**SUPPLIED MATERIAL**:
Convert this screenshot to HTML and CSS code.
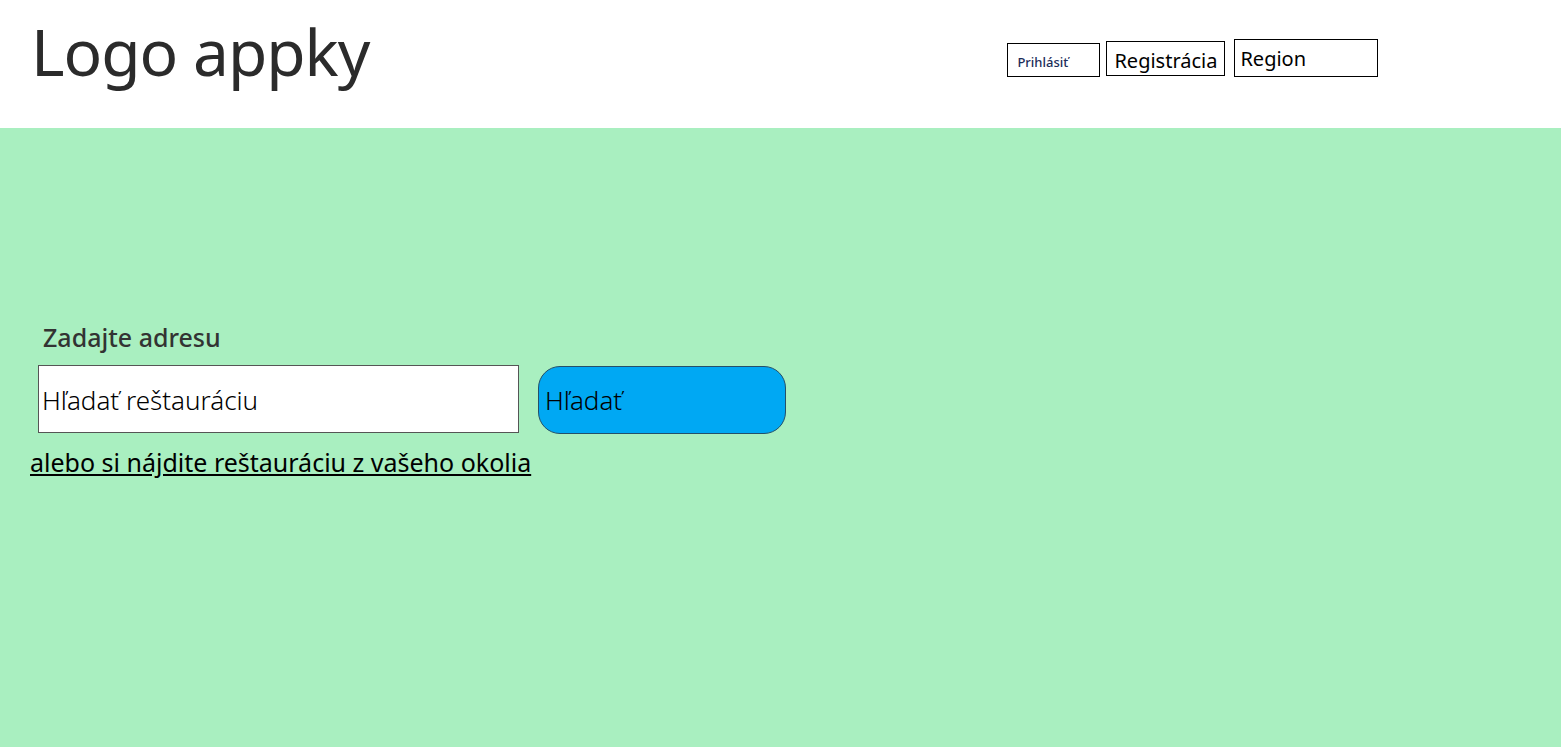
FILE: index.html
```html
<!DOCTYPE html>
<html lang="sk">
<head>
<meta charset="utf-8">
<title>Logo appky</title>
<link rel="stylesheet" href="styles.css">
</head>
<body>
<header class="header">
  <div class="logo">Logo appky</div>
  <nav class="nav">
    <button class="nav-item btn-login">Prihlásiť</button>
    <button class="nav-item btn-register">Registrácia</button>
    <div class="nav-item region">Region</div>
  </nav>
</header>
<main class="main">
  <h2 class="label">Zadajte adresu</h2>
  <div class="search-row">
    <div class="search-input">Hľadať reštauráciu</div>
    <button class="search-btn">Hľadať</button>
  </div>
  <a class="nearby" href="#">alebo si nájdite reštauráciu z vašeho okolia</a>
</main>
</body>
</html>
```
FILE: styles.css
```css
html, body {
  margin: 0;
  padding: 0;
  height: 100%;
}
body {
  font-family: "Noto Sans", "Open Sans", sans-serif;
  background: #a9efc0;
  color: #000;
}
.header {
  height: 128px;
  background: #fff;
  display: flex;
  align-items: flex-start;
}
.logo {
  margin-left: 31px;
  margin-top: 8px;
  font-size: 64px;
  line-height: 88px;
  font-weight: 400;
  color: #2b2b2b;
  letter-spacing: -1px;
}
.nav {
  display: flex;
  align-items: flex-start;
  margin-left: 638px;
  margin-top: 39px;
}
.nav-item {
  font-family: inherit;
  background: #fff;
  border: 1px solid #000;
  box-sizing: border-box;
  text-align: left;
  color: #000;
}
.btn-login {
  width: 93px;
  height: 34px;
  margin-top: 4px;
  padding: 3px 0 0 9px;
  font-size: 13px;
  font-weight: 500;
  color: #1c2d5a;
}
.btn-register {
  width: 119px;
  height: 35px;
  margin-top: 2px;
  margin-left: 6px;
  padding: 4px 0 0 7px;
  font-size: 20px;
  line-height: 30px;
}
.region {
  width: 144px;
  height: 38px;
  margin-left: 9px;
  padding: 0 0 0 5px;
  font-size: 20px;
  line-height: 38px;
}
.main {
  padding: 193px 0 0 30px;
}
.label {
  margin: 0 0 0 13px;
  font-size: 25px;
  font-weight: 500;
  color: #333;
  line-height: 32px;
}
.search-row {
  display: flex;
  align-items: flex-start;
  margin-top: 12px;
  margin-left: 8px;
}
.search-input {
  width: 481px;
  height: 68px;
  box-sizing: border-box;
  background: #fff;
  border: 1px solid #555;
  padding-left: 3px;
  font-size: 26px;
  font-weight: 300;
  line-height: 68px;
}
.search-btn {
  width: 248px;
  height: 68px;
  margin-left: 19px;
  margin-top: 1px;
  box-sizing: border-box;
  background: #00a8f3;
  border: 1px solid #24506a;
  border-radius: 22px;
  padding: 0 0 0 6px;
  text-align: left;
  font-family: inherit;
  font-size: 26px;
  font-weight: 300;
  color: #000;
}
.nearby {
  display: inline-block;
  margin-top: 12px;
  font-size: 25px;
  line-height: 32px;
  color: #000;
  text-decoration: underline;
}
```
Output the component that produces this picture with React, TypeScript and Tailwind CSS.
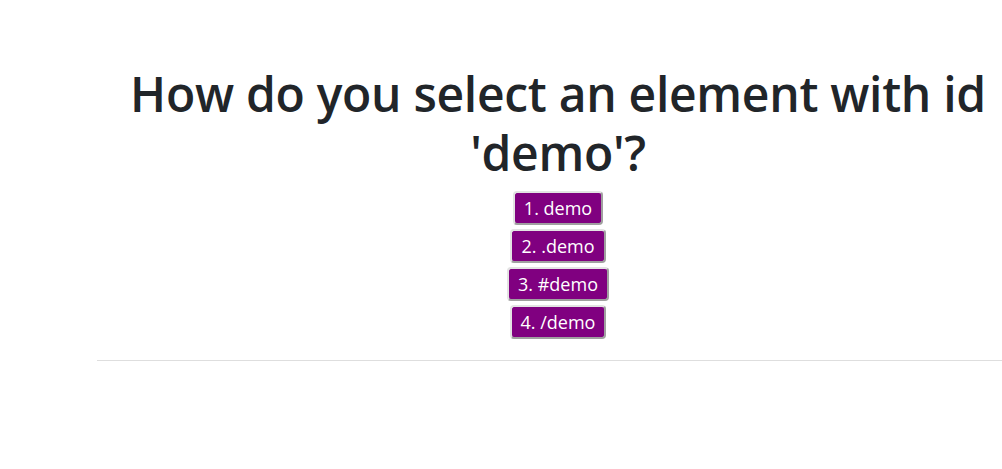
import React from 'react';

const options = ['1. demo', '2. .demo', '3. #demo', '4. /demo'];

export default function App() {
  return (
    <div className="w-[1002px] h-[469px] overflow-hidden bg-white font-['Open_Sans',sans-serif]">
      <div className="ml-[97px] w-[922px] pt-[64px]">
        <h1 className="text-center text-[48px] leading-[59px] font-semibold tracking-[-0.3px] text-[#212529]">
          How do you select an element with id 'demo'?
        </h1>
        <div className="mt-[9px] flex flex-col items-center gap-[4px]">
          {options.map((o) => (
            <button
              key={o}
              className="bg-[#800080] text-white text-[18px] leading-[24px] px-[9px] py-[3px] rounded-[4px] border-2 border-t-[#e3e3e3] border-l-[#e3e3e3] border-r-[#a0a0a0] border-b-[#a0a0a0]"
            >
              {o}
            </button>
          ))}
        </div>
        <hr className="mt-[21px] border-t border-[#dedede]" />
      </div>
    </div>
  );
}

**EXERCISE**:
Where a line of the records above holds the word "this", copy that line.

**THE RESPONSE**:
Convert this screenshot to HTML and CSS code.
Output the component that produces this picture with React, TypeScript and Tailwind CSS.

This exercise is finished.